Fundraising activity presents a mixed global picture, with capital allocated to North American strategies hitting a five-year low relative to other regions last year, while European funds also struggled to meet targets. Despite broader muted fundraising for value-add strategies globally, managers are emphasizing pricing, selectivity, and execution as primary performance drivers. In contrast to the regional slowdown, large private equity real estate vehicles are still closing substantial capital raises; Ares Management held the final close for its latest US and European value-add funds, with the US XI vehicle representing the firm’s largest-ever capital haul for a closed-end real estate fund. Separately, highly specialized logistics strategies continue to attract institutional backing, evidenced by record fundraises for ICG's Metropolitan fund and North Point Development.

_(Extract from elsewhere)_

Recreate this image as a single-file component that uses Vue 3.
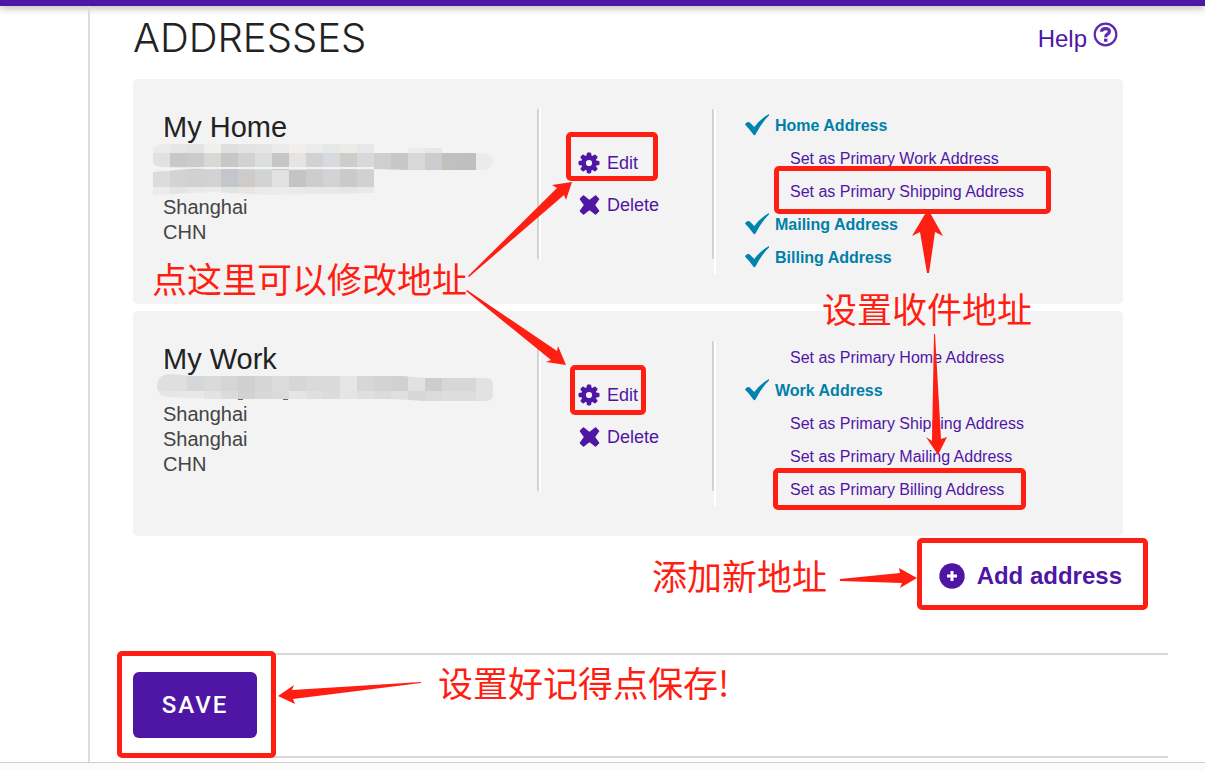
<script setup>
const CELL = 17

const cards = [
  {
    title: 'My Home',
    lines: ['Shanghai', 'CHN'],
    mask: {
      id: 'mask-home',
      height: 50,
      clip: 'M8 -1 H221 V8 H255 V3 H289 V8 H331 Q340 9 340 16 Q340 23 332 25 H255 L221 24 V48 L170 49 L120 50 L60 47 L0 50 V27 L50 23 L8 22 Q0 21 0 15 V8 Q0 0 8 -1Z',
      bands: [
        { y: -1, h: 9, from: 0, colors: ['ebebeb', 'e6e6e6', 'e3e3e3', 'efefef', 'e0dfdd', 'e3e3e3', 'e4e4e4', 'e9eaea', 'f0efee', 'ebecec', 'e6e8e8', 'ebebe9', 'e6e8e7'] },
        { y: 3, h: 5, from: 15, colors: ['ececec', 'e6e8e7'] },
        { y: 8, h: 17, from: 0, colors: ['e1e1e1', 'c8c8c8', 'cbcbcb', 'd9d8d5', 'c8c7c7', 'd2d2d2', 'dcdedd', 'c6c6c6', 'e5e4e2', 'd0d2d4', 'd8dadd', 'cfccc9', 'd7d9dc', 'cfcfcd', 'c6c8c7', 'dad8d6', 'cacccf', 'c2c0bd', 'bebfc1', 'ebebeb'] },
        { y: 22, h: 2, from: 0, colors: Array(13).fill('f3f3f3') },
        { y: 25, h: 17, from: 0, colors: ['dddbdb', 'd3d3d3', 'd1d1d1', 'd3d2d2', 'c3c6ca', 'cecbc8', 'd2d3d5', 'e0e1e3', 'c6c4c3', 'cdcdcd', 'd2d4d3', 'cacaca', 'd1d1d1'] },
        { y: 42, h: 8, from: 0, colors: ['ebebeb', 'e4e4e4', 'e8e8e8', 'ebebeb', 'e3e3e3', 'e6e6e6', 'eaeaea', 'ececec', 'eaeaea', 'e8e8e8', 'e8e8e8', 'e6e6e6', 'e9e9e9'] }
      ],
      tails: []
    },
    roles: [
      { label: 'Home Address', active: true },
      { label: 'Set as Primary Work Address' },
      { label: 'Set as Primary Shipping Address' },
      { label: 'Mailing Address', active: true },
      { label: 'Billing Address', active: true }
    ]
  },
  {
    title: 'My Work',
    lines: ['Shanghai', 'Shanghai', 'CHN'],
    mask: {
      id: 'mask-work',
      height: 25,
      clip: 'M16 -3 L40 -1 H250 L272 1 H333 Q340 1 340 7 V17 Q340 24 333 24 H272 L240 22 H60 L16 20 Q4 19 4 9 Q4 -2 16 -3Z',
      bands: [
        { y: -3, h: 17, from: 0, colors: ['e0e0e0', 'dfdfdf', 'd6d7da', 'dadada', 'd5d5d5', 'd0d0d0', 'd5d5d3', 'dadcdb', 'd6d6d6', 'd9dbda', 'dadada', 'e6e6e6', 'd7d7d7', 'd2d3d3', 'cfd2d4', 'e2e2e2', 'cfccca', 'd6d8d7', 'd9d7d5', 'e2e2e2'] },
        { y: 14, h: 10, from: 0, colors: ['e5e5e5', 'e7e7e7', 'e9e9e9', 'e3e3e3', 'dcdbda', 'd1d3d2', 'd8d8d8', 'dadad9', 'e4e5e6', 'dedfde', 'dcdcdc', 'e5e5e5', 'dfdfdf', 'dcdcdc', 'dfdfe0', 'd8d7d5', 'dbdbdb', 'dddddd', 'dcdddc', 'e1e3e2'] }
      ],
      tails: [85, 130, 258]
    },
    roles: [
      { label: 'Set as Primary Home Address' },
      { label: 'Work Address', active: true },
      { label: 'Set as Primary Shipping Address' },
      { label: 'Set as Primary Mailing Address' },
      { label: 'Set as Primary Billing Address' }
    ]
  }
]

const boxes = [
  [566, 132, 92, 49],
  [570, 365, 76, 50],
  [774, 166, 277, 48],
  [773, 468, 253, 42],
  [917, 538, 231, 72],
  [117, 651, 159, 107]
]

const arrows = [
  '468,276 557,188 552,185 572,182 566,200 564,195 469,277',
  '467,290 557,351 558,346 566,365 546,362 551,360 466,291',
  '928,209 943,236 935,232 929,273 927,273 920,232 912,236',
  '934,334 935,334 941,439 947,437 938,455 926,437 932,441',
  '840,579 900,573 899,568 917,578 900,588 902,583 840,581',
  '421,682 292,690 294,685 278,696 295,704 293,699 421,683'
]

const notes = [
  { key: 'note-edit', text: '点这里可以修改地址' },
  { key: 'note-ship', text: '设置收件地址' },
  { key: 'note-add', text: '添加新地址' },
  { key: 'note-save', text: '设置好记得点保存!' }
]
</script>

<template>
  <div class="page">
    <div class="topbar"></div>
    <div class="body">
      <aside class="side"></aside>
      <main class="main">
        <header class="head">
          <h1>ADDRESSES</h1>
          <a class="help" href="#">
            <span>Help</span>
            <svg width="25" height="25" viewBox="0 0 25 25" fill="none" stroke="#5c2bb0" aria-hidden="true">
              <circle cx="12.5" cy="12.5" r="10.8" stroke-width="2.2" />
              <path d="M8.5 9.8 Q8.6 6.600 12.6 6.600 Q16.4 6.600 16.4 9.5 Q16.4 11 14.4 12.2 Q12.7 13.2 12.7 15.2" stroke-width="3.2" />
              <path d="M12.7 16.6 V19.8" stroke-width="3.4" />
            </svg>
          </a>
        </header>

        <section class="cards">
          <article v-for="card in cards" :key="card.title" class="card">
            <div class="info">
              <h2>{{ card.title }}</h2>
              <svg class="mask" width="340" :height="card.mask.height" aria-hidden="true">
                <clipPath :id="card.mask.id"><path :d="card.mask.clip" /></clipPath>
                <rect v-for="t in card.mask.tails" :key="t" :x="t" y="22" width="5" height="1" fill="#666" />
                <g :clip-path="`url(#${card.mask.id})`" shape-rendering="crispEdges">
                  <template v-for="(band, b) in card.mask.bands" :key="b">
                    <rect
                      v-for="(c, i) in band.colors"
                      :key="i"
                      :x="(band.from + i) * CELL"
                      :y="band.y"
                      :width="CELL"
                      :height="band.h"
                      :fill="'#' + c"
                    />
                  </template>
                </g>
              </svg>
              <p v-for="(line, i) in card.lines" :key="i">{{ line }}</p>
            </div>
            <div class="actions">
              <button type="button">
                <svg width="22" height="22" viewBox="-11 -11 22 22" aria-hidden="true">
                  <g fill="#4f16a6">
                    <rect v-for="a in [0, 45, 90, 135]" :key="a" x="-2.3" y="-10.5" width="4.6" height="21" rx="1.4" :transform="`rotate(${a})`" />
                    <circle r="7.9" />
                  </g>
                  <circle r="3.1" fill="#f3f3f3" />
                </svg>
                Edit
              </button>
              <button type="button">
                <svg width="22" height="22" viewBox="-11 -11 22 22" aria-hidden="true">
                  <path d="M-5.5 -9 L0.5 -4.2 L6.5 -9 L9.5 -6 L5.2 0 L9.5 6 L6.5 9 L0.5 4.2 L-5.5 9 L-8.5 6 L-4.2 0 L-8.5 -6Z" fill="#4f16a6" stroke="#4f16a6" stroke-width="1.6" stroke-linejoin="round" />
                </svg>
                Delete
              </button>
            </div>
            <ul class="roles">
              <li v-for="role in card.roles" :key="role.label">
                <template v-if="role.active">
                  <svg width="24" height="24" viewBox="0 0 24 24" aria-hidden="true">
                    <path d="M0 10.5 Q1.5 7 4.5 8.2 L9.3 13 Q15 5 24 0 V1.5 Q17 8 10.5 20.5 Q9.5 22 8.5 20.8 Q4 14.5 0 10.5Z" fill="#0083ad" />
                  </svg>
                  <strong>{{ role.label }}</strong>
                </template>
                <a v-else href="#">{{ role.label }}</a>
              </li>
            </ul>
          </article>
        </section>

        <div class="add-row">
          <button type="button" class="add">
            <svg width="26" height="26" viewBox="0 0 26 26" aria-hidden="true">
              <circle cx="13" cy="13" r="12.7" fill="#4f16a6" />
              <path d="M13 8 V18 M8 13 H18" stroke="#fff" stroke-width="3" />
            </svg>
            Add address
          </button>
        </div>

        <div class="save-row">
          <button type="button" class="save">SAVE</button>
        </div>
      </main>
    </div>
    <footer class="foot"></footer>

    <svg class="marks" width="1205" height="771" aria-hidden="true">
      <rect
        v-for="(b, i) in boxes"
        :key="'b' + i"
        :x="b[0] + 2.5"
        :y="b[1] + 2.5"
        :width="b[2] - 5"
        :height="b[3] - 5"
        rx="2.5"
        fill="none"
        stroke="#ff1e12"
        stroke-width="5"
      />
      <polygon v-for="(p, i) in arrows" :key="'a' + i" :points="p" fill="#ff1e12" />
    </svg>
    <span v-for="n in notes" :key="n.key" class="note" :class="n.key">{{ n.text }}</span>
  </div>
</template>

<style>
body {
  margin: 0;
  background: #fff;
}
</style>

<style scoped>
.page {
  position: relative;
  display: flex;
  flex-direction: column;
  min-height: 100vh;
  overflow: hidden;
  color: #222;
  font-family: "Liberation Sans", Arial, sans-serif;
}
.topbar {
  height: 6px;
  background: #4f16a6;
  box-shadow: 0 1px 8px rgba(0, 0, 0, 0.4);
}
.body {
  display: flex;
}
.side {
  flex: none;
  width: 88px;
  border-right: 2px solid #dcdcdc;
}
.main {
  flex: 1;
  padding: 0 37px 4px 43px;
}
.head {
  display: flex;
  justify-content: space-between;
  align-items: flex-start;
  height: 73px;
  margin-right: 50px;
}
h1,
h2,
p,
ul {
  margin: 0;
  padding: 0;
}
h1 {
  padding-top: 8px;
  font-family: Inter, "Liberation Sans", sans-serif;
  font-size: 40px;
  font-weight: 300;
  line-height: 48px;
}
.help {
  display: flex;
  gap: 6px;
  padding-top: 16px;
  color: #4f16a6;
  font-size: 24px;
  line-height: 34px;
  text-decoration: none;
}
.cards {
  display: grid;
  gap: 7px;
  margin-right: 45px;
}
.card {
  display: grid;
  grid-template-columns: 376px 175px 1fr;
  align-items: start;
  padding: 30px;
  border-radius: 5px;
  background: #f3f3f3;
}
.info,
.actions {
  box-sizing: border-box;
  height: 150px;
  border-right: 2px solid #d3d3d3;
}
h2 {
  font-size: 29px;
  font-weight: 400;
  line-height: 36px;
}
.mask {
  display: block;
  margin-left: -10px;
  overflow: visible;
}
.info p {
  color: #444;
  font-size: 20px;
  line-height: 25px;
}
button {
  padding: 0;
  border: 0;
  background: none;
  color: #4f16a6;
  font-family: inherit;
  cursor: pointer;
}
.actions {
  padding: 33px 0 0 37px;
  border-left: 2px solid #fff;
}
.actions button {
  display: flex;
  align-items: center;
  gap: 7px;
  height: 42px;
  font-size: 18px;
}
.roles {
  padding-left: 29px;
  border-left: 2px solid #fff;
  list-style: none;
  font-size: 16px;
}
.roles li {
  display: flex;
  align-items: center;
  gap: 6px;
  height: 33px;
}
.roles strong {
  color: #007fa8;
}
.roles a {
  margin-left: 45px;
  color: #4f16a6;
  text-decoration: none;
}
.add-row {
  display: flex;
  justify-content: flex-end;
  height: 97px;
  margin-right: 46px;
  padding-top: 20px;
}
.add {
  display: flex;
  align-items: center;
  gap: 12px;
  height: 40px;
  font-size: 24px;
  font-weight: 700;
}
.save-row {
  padding: 17px 0 18px;
  border-top: 2px solid #d8d8d8;
  border-bottom: 2px solid #d8d8d8;
}
.save {
  display: block;
  width: 124px;
  height: 66px;
  border-radius: 6px;
  background: #4f16a6;
  color: #fff;
  font-family: Roboto, sans-serif;
  font-size: 24px;
  font-weight: 500;
  letter-spacing: 2px;
}
.foot {
  flex: 1;
  border-top: 1px solid #ccd1cf;
  background: #fbfbfb;
}
.marks {
  position: absolute;
  top: 0;
  left: 0;
  pointer-events: none;
}
.note {
  position: absolute;
  color: #ff1e12;
  font-family: "Noto Sans CJK SC", sans-serif;
  font-size: 35px;
  font-weight: 400;
  line-height: 40px;
  white-space: nowrap;
}
.note-edit {
  top: 258px;
  left: 152px;
}
.note-ship {
  top: 288px;
  left: 822px;
}
.note-add {
  top: 555px;
  left: 652px;
}
.note-save {
  top: 662px;
  left: 438px;
}
</style>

Investors are seeking alpha through deeper insight, moving beyond easy gains by relying on integrated data and asset knowledge. This structural transformation in asset management is being shaped by technology, with data and AI specifically influencing how value is created in real estate assets. Even in established markets, defensive strategies are proving attractive; Australian supermarket-anchored retail centers are valued for their resilient cashflows, offering operational levers for value creation. Public pension funds, such as the $130bn plan represented by VRS’s Noland, intend to gradually increase exposure to the asset class, noting that real assets are currently outperforming their established benchmarks. Meanwhile, Japanese investor Norinchukin Bank plans to allocate up to $200 million to overseas real estate in 2026, specifically targeting diversified value-add funds. Following its acquisition of AXA IM, BNP Paribas is prioritizing the alignment of capital structures within its newly merged alternatives business.